Nigdy nie narzekałam na pracę męża, bo dzięki niej stać nas na utrzymane rodziny, spłatę raty kredytu... Ja mogłam sobie pozwolić na spędzenie z dziećmi kilku lat w domu, zanim poszły do przedszkola, bo jednak dzięki jego pensji mieliśmy za co żyć" – przyznaje kobieta. Monika uważa, że praca jej męża miała plusy, ale tylko wtedy, gdy ona nie pracowała i zajmowała się wyłącznie domem dziećmi.
Mama dwójki przedszkolaków sama pisze o tym, że jest zmęczona tym, że wszystkim zajmuje się sama: "Jestem już powoli jednak zmęczona tym, że wszystko jest na mojej głowie. Zastanawiam się, czy nie poprosić męża, by jednak mniej pracował, teraz ja też mam zatrudnienie, więc nawet jak on będzie mniej zarabiał, to jakoś damy sobie radę. Ja już trochę mam dosyć tego, że właściwie wszystko w domu jest na mojej głowie, nawet w weekendy mąż chce odpocząć, więc to ja gotuję, piorę, sprzątam.
Wiem, że to też moja wina, bo sama go do tego przyzwyczaiłam, ale nie umiem wyjść spoza tego schematu. Sama siebie łapię na myśleniu, że przecież daję radę, że ja i tak zrobię coś lepiej i szybciej. Efekt jest taki, że codziennie wieczorem, już o 20.00 ledwo widzę na oczy. Poza tym oprócz zmęczenia dopada mnie frustracja, przez co bywam mało cierpliwa wobec dzieci".
Monika opowiada też o tym, jaki najnowszy pomysł odnośnie jej samodzielności i odpoczynku na urlopie miał jej mąż: "Teraz mąż zarzucił kolejnym pomysłem – najpierw wzięliśmy wakacyjny urlop razem na przełomie lipca i sierpnia. Zarezerwowaliśmy na tydzień pokój w pensjonacie nad morzem. W uroczej miejscowości, blisko do plaży, sielanka idealna na odpoczynek z dziećmi i reset głowy. Odliczałam do tego urlopu dni, bo marzyłam od wyspaniu się, pobyciu z rodziną i po prostu odpoczęciu od codziennej bieganiny.

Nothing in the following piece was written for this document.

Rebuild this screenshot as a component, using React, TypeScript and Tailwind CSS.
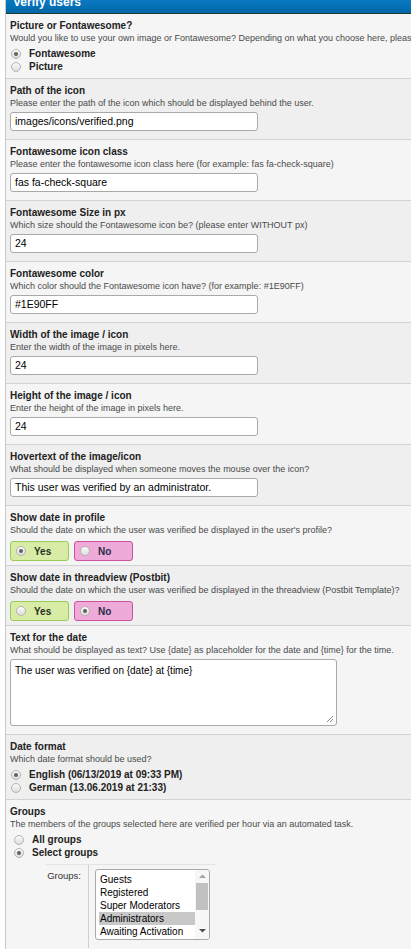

A mój mąż kilka dni temu wrócił z pracy i oznajmił mi, że chyba jednak nie może w tym terminie wziąć wolnego. Poraziło mnie, bo nie wiedziałam co teraz z naszym urlopem. Czy odwoływać, czy przenosić...? Mąż miał jednak genialny, według siebie, pomysł. Wymyślił, że ja sama pojadę z dziećmi na wakacje, by pobyć nad morzem, przewietrzyć głowę, a on w tym czasie będzie jak zwykle pracował. Czy on nie rozumie, że jak pojadę tam sama, to właściwie będę miała takie same obowiązki z dziećmi jak w domu, skoro nadal będę sama? Nie dociera do niego, że chciałam ten odpoczynek spędzić też z nim, że dzieci chciałyby też pobyć z tatą..." – kończy swój list rozżalona mama.
Gdy rodzice dzieci mają zupełnie inne wyobrażenie na temat rodzicielstwa, a jedno zmaga się wręcz z pracoholizmem, trzeba wiedzieć, kiedy powiedzieć: "stop". W przypadku, gdy mama ma dosyć tego, że całe wychowanie spoczywa tylko na niej, warto porozmawiać ze sobą i przyznać wprost, co nam nie odpowiada w relacji. Bycie w związku i rodzicielstwo wymaga kompromisów, do których warto dochodzić za pomocą rozmowy.
Jeśli masz dość zachowań partnera - powiedz mu to. Opowiedz o swoim zmęczeniu, o tym, że potrzebujecie być razem, by tworzyć rodzinę. Jeśli nie umiecie dojść ze sobą do porozumienia, być może warto sięgnąć po pomoc osób trzecich – terapeuty, mediatora czy psychologa. Jeśli jedna ze stron w związku będzie ciągle niezadowolona i sfrustrowana, a druga nie będzie chciała tego zmienić, to zwiastuje tylko jedno – rozstanie.